§ Web page code records
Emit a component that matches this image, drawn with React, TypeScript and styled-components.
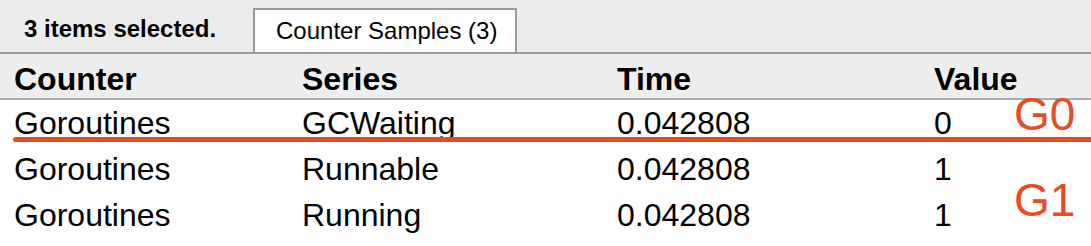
import React from 'react';
import styled, { createGlobalStyle } from 'styled-components';

const FONT = '"Liberation Sans", Arial, Helvetica, sans-serif';
const ACCENT = '#e84c22';

const GlobalStyle = createGlobalStyle`
  html, body {
    margin: 0;
    padding: 0;
    background: #ffffff;
  }
  body {
    font-family: ${FONT};
    color: #000;
    overflow: hidden;
  }
`;

const Page = styled.div`
  position: relative;
  width: 1091px;
  height: 246px;
  overflow: hidden;
  background: #ffffff;
`;

const TopBar = styled.div`
  display: flex;
  align-items: flex-end;
  height: 52px;
  background: #ececec;
  border-bottom: 2px solid #999999;
`;

const Selection = styled.div`
  font-size: 24px;
  font-weight: bold;
  line-height: 28px;
  padding: 0 0 9px 24px;
  width: 229px;
`;

const Tab = styled.div`
  box-sizing: border-box;
  height: 44px;
  width: 264px;
  padding: 7px 0 0 21px;
  font-size: 24px;
  line-height: 28px;
  background: #ffffff;
  border: 2px solid #999999;
  border-bottom: none;
`;

const Grid = styled.div`
  display: grid;
  grid-template-columns: 288px 315px 317px 1fr;
  padding-left: 14px;
`;

const HeaderRow = styled(Grid)`
  background: #eeeeee;
  border-bottom: 2px solid #aaaaaa;
  height: 46px;
  box-sizing: border-box;
  padding-top: 6px;
`;

const HeadCell = styled.div`
  font-size: 32px;
  font-weight: bold;
  line-height: 38px;
`;

const Row = styled(Grid)`
  height: 46px;
`;

const Cell = styled.div`
  font-size: 32px;
  line-height: 46px;
  white-space: nowrap;
`;

const Underline = styled.div`
  position: absolute;
  left: 13px;
  right: 0;
  top: 137px;
  height: 5px;
  background: ${ACCENT};
  border-radius: 3px 0 0 3px;
`;

const Tag = styled.div<{ $top: number }>`
  position: absolute;
  left: 1014px;
  top: ${p => p.$top}px;
  font-size: 46px;
  line-height: 1;
  color: ${ACCENT};
`;

interface Sample {
  counter: string;
  series: string;
  time: string;
  value: number;
}

const samples: Sample[] = [
  { counter: 'Goroutines', series: 'GCWaiting', time: '0.042808', value: 0 },
  { counter: 'Goroutines', series: 'Runnable', time: '0.042808', value: 1 },
  { counter: 'Goroutines', series: 'Running', time: '0.042808', value: 1 },
];

export default function App() {
  return (
    <Page>
      <GlobalStyle />
      <TopBar>
        <Selection>3 items selected.</Selection>
        <Tab>Counter Samples (3)</Tab>
      </TopBar>
      <HeaderRow>
        <HeadCell>Counter</HeadCell>
        <HeadCell>Series</HeadCell>
        <HeadCell>Time</HeadCell>
        <HeadCell>Value</HeadCell>
      </HeaderRow>
      {samples.map(s => (
        <Row key={s.series}>
          <Cell>{s.counter}</Cell>
          <Cell>{s.series}</Cell>
          <Cell>{s.time}</Cell>
          <Cell>{s.value}</Cell>
        </Row>
      ))}
      <Underline />
      <Tag $top={91}>G0</Tag>
      <Tag $top={177}>G1</Tag>
    </Page>
  );
}
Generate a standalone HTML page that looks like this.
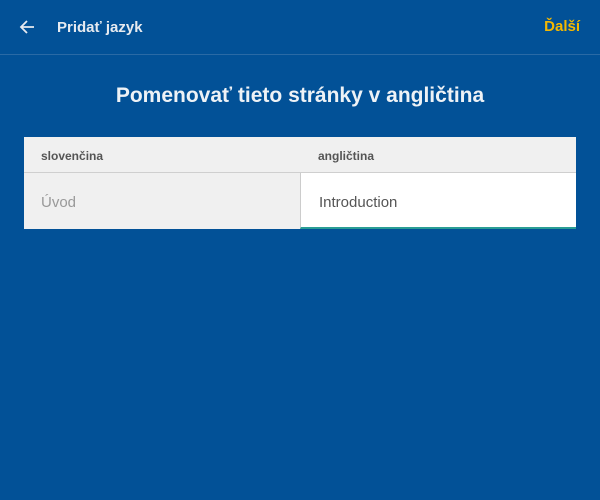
<!DOCTYPE html>
<html><head><meta charset="utf-8"><style>
*{margin:0;padding:0;box-sizing:border-box}
body{width:600px;height:500px;background:#025197;font-family:"Liberation Sans",Arial,sans-serif;position:relative;overflow:hidden}
.bar{position:absolute;left:0;top:0;width:600px;height:55px;border-bottom:1px solid #2a6aa5}
.title{position:absolute;left:57px;top:19px;color:#e6eaf0;font-size:15px;font-weight:bold}
.next{position:absolute;right:20px;top:18px;color:#f5b800;font-size:15px;font-weight:bold}
h1{position:absolute;top:84px;left:0;width:600px;text-align:center;color:#eef2f6;font-size:21px;font-weight:bold}
.tbl{position:absolute;left:24px;top:137px;width:552px;height:92px;background:#f0f0f0}
.hd{position:absolute;top:0;height:36px;border-bottom:1px solid #cfcfcf;width:552px}
.h{position:absolute;top:12px;font-size:12px;font-weight:bold;color:#555}
.l{position:absolute;left:17px;top:57px;font-size:15px;color:#999}
.r{position:absolute;left:276px;top:36px;width:276px;height:56px;background:#fff;border-left:1px solid #ccc;border-bottom:2px solid #2a9d95}
.r span{position:absolute;left:18px;top:21px;font-size:15px;color:#555}
</style></head><body>
<div class="bar">
<svg style="position:absolute;left:19px;top:19px" width="16" height="16" viewBox="0 0 16 16"><path d="M15 8H2M8 2L2 8l6 6" stroke="#e6eaf0" stroke-width="1.8" fill="none"/></svg>
<div class="title">Pridať jazyk</div>
<div class="next">Ďalší</div>
</div>
<h1>Pomenovať tieto stránky v angličtina</h1>
<div class="tbl">
<div class="hd"><div class="h" style="left:17px">slovenčina</div><div class="h" style="left:294px">angličtina</div></div>
<div class="l">Úvod</div>
<div class="r"><span>Introduction</span></div>
</div>
</body></html>
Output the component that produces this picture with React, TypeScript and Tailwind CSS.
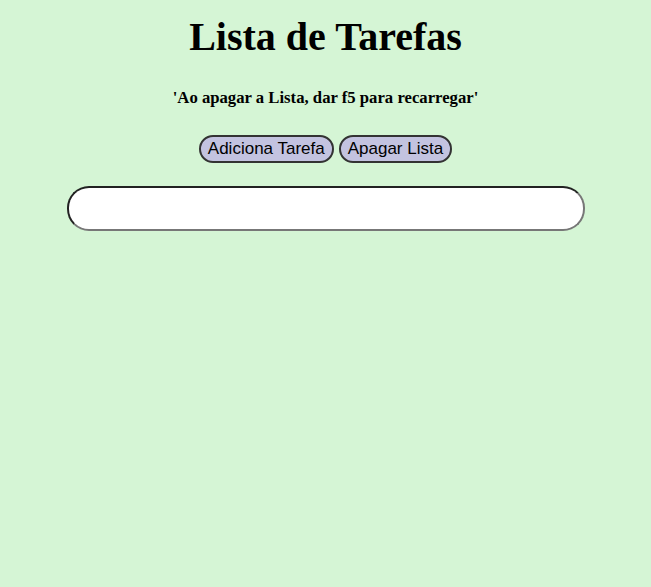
export default function App() {
  return (
    <div className="min-h-[587px] w-full bg-[#d5f5d5] flex flex-col items-center" style={{ fontFamily: '"Liberation Serif", serif' }}>
      <h1 className="mt-[14px] text-[40px] leading-[46px] font-bold text-black">Lista de Tarefas</h1>
      <h3 className="mt-[28px] text-[16.7px] leading-[20px] font-bold text-black">'Ao apagar a Lista, dar f5 para recarregar'</h3>
      <div className="mt-[27px] flex gap-[5px]" style={{ fontFamily: '"Liberation Sans", Arial, sans-serif' }}>
        <button className="h-[28px] px-[7px] rounded-full border-2 border-[#333] bg-[#c3c3e0] text-[17px] leading-[20px] text-black">Adiciona Tarefa</button>
        <button className="h-[28px] px-[7px] rounded-full border-2 border-[#333] bg-[#c3c3e0] text-[17px] leading-[20px] text-black">Apagar Lista</button>
      </div>
      <input className="mt-[23px] w-[518px] h-[45px] rounded-[22px] border-2 border-t-[#222] border-l-[#222] border-b-[#777] border-r-[#777] bg-white px-3 outline-none" />
    </div>
  );
}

§ Stated task
Restate each entry word for word, please, but drop any images it holds.

§ Answer to this task
Emit a component that matches this image, drawn with React, TypeScript and styled-components.
import React from 'react';
import styled, { createGlobalStyle } from 'styled-components';

const FONT = '"Liberation Sans", Arial, Helvetica, sans-serif';
const ACCENT = '#e84c22';

const GlobalStyle = createGlobalStyle`
  html, body {
    margin: 0;
    padding: 0;
    background: #ffffff;
  }
  body {
    font-family: ${FONT};
    color: #000;
    overflow: hidden;
  }
`;

const Page = styled.div`
  position: relative;
  width: 1091px;
  height: 246px;
  overflow: hidden;
  background: #ffffff;
`;

const TopBar = styled.div`
  display: flex;
  align-items: flex-end;
  height: 52px;
  background: #ececec;
  border-bottom: 2px solid #999999;
`;

const Selection = styled.div`
  font-size: 24px;
  font-weight: bold;
  line-height: 28px;
  padding: 0 0 9px 24px;
  width: 229px;
`;

const Tab = styled.div`
  box-sizing: border-box;
  height: 44px;
  width: 264px;
  padding: 7px 0 0 21px;
  font-size: 24px;
  line-height: 28px;
  background: #ffffff;
  border: 2px solid #999999;
  border-bottom: none;
`;

const Grid = styled.div`
  display: grid;
  grid-template-columns: 288px 315px 317px 1fr;
  padding-left: 14px;
`;

const HeaderRow = styled(Grid)`
  background: #eeeeee;
  border-bottom: 2px solid #aaaaaa;
  height: 46px;
  box-sizing: border-box;
  padding-top: 6px;
`;

const HeadCell = styled.div`
  font-size: 32px;
  font-weight: bold;
  line-height: 38px;
`;

const Row = styled(Grid)`
  height: 46px;
`;

const Cell = styled.div`
  font-size: 32px;
  line-height: 46px;
  white-space: nowrap;
`;

const Underline = styled.div`
  position: absolute;
  left: 13px;
  right: 0;
  top: 137px;
  height: 5px;
  background: ${ACCENT};
  border-radius: 3px 0 0 3px;
`;

const Tag = styled.div<{ $top: number }>`
  position: absolute;
  left: 1014px;
  top: ${p => p.$top}px;
  font-size: 46px;
  line-height: 1;
  color: ${ACCENT};
`;

interface Sample {
  counter: string;
  series: string;
  time: string;
  value: number;
}

const samples: Sample[] = [
  { counter: 'Goroutines', series: 'GCWaiting', time: '0.042808', value: 0 },
  { counter: 'Goroutines', series: 'Runnable', time: '0.042808', value: 1 },
  { counter: 'Goroutines', series: 'Running', time: '0.042808', value: 1 },
];

export default function App() {
  return (
    <Page>
      <GlobalStyle />
      <TopBar>
        <Selection>3 items selected.</Selection>
        <Tab>Counter Samples (3)</Tab>
      </TopBar>
      <HeaderRow>
        <HeadCell>Counter</HeadCell>
        <HeadCell>Series</HeadCell>
        <HeadCell>Time</HeadCell>
        <HeadCell>Value</HeadCell>
      </HeaderRow>
      {samples.map(s => (
        <Row key={s.series}>
          <Cell>{s.counter}</Cell>
          <Cell>{s.series}</Cell>
          <Cell>{s.time}</Cell>
          <Cell>{s.value}</Cell>
        </Row>
      ))}
      <Underline />
      <Tag $top={91}>G0</Tag>
      <Tag $top={177}>G1</Tag>
    </Page>
  );
}
Generate a standalone HTML page that looks like this.
<!DOCTYPE html>
<html><head><meta charset="utf-8"><style>
*{margin:0;padding:0;box-sizing:border-box}
body{width:600px;height:500px;background:#025197;font-family:"Liberation Sans",Arial,sans-serif;position:relative;overflow:hidden}
.bar{position:absolute;left:0;top:0;width:600px;height:55px;border-bottom:1px solid #2a6aa5}
.title{position:absolute;left:57px;top:19px;color:#e6eaf0;font-size:15px;font-weight:bold}
.next{position:absolute;right:20px;top:18px;color:#f5b800;font-size:15px;font-weight:bold}
h1{position:absolute;top:84px;left:0;width:600px;text-align:center;color:#eef2f6;font-size:21px;font-weight:bold}
.tbl{position:absolute;left:24px;top:137px;width:552px;height:92px;background:#f0f0f0}
.hd{position:absolute;top:0;height:36px;border-bottom:1px solid #cfcfcf;width:552px}
.h{position:absolute;top:12px;font-size:12px;font-weight:bold;color:#555}
.l{position:absolute;left:17px;top:57px;font-size:15px;color:#999}
.r{position:absolute;left:276px;top:36px;width:276px;height:56px;background:#fff;border-left:1px solid #ccc;border-bottom:2px solid #2a9d95}
.r span{position:absolute;left:18px;top:21px;font-size:15px;color:#555}
</style></head><body>
<div class="bar">
<svg style="position:absolute;left:19px;top:19px" width="16" height="16" viewBox="0 0 16 16"><path d="M15 8H2M8 2L2 8l6 6" stroke="#e6eaf0" stroke-width="1.8" fill="none"/></svg>
<div class="title">Pridať jazyk</div>
<div class="next">Ďalší</div>
</div>
<h1>Pomenovať tieto stránky v angličtina</h1>
<div class="tbl">
<div class="hd"><div class="h" style="left:17px">slovenčina</div><div class="h" style="left:294px">angličtina</div></div>
<div class="l">Úvod</div>
<div class="r"><span>Introduction</span></div>
</div>
</body></html>
Output the component that produces this picture with React, TypeScript and Tailwind CSS.
export default function App() {
  return (
    <div className="min-h-[587px] w-full bg-[#d5f5d5] flex flex-col items-center" style={{ fontFamily: '"Liberation Serif", serif' }}>
      <h1 className="mt-[14px] text-[40px] leading-[46px] font-bold text-black">Lista de Tarefas</h1>
      <h3 className="mt-[28px] text-[16.7px] leading-[20px] font-bold text-black">'Ao apagar a Lista, dar f5 para recarregar'</h3>
      <div className="mt-[27px] flex gap-[5px]" style={{ fontFamily: '"Liberation Sans", Arial, sans-serif' }}>
        <button className="h-[28px] px-[7px] rounded-full border-2 border-[#333] bg-[#c3c3e0] text-[17px] leading-[20px] text-black">Adiciona Tarefa</button>
        <button className="h-[28px] px-[7px] rounded-full border-2 border-[#333] bg-[#c3c3e0] text-[17px] leading-[20px] text-black">Apagar Lista</button>
      </div>
      <input className="mt-[23px] w-[518px] h-[45px] rounded-[22px] border-2 border-t-[#222] border-l-[#222] border-b-[#777] border-r-[#777] bg-white px-3 outline-none" />
    </div>
  );
}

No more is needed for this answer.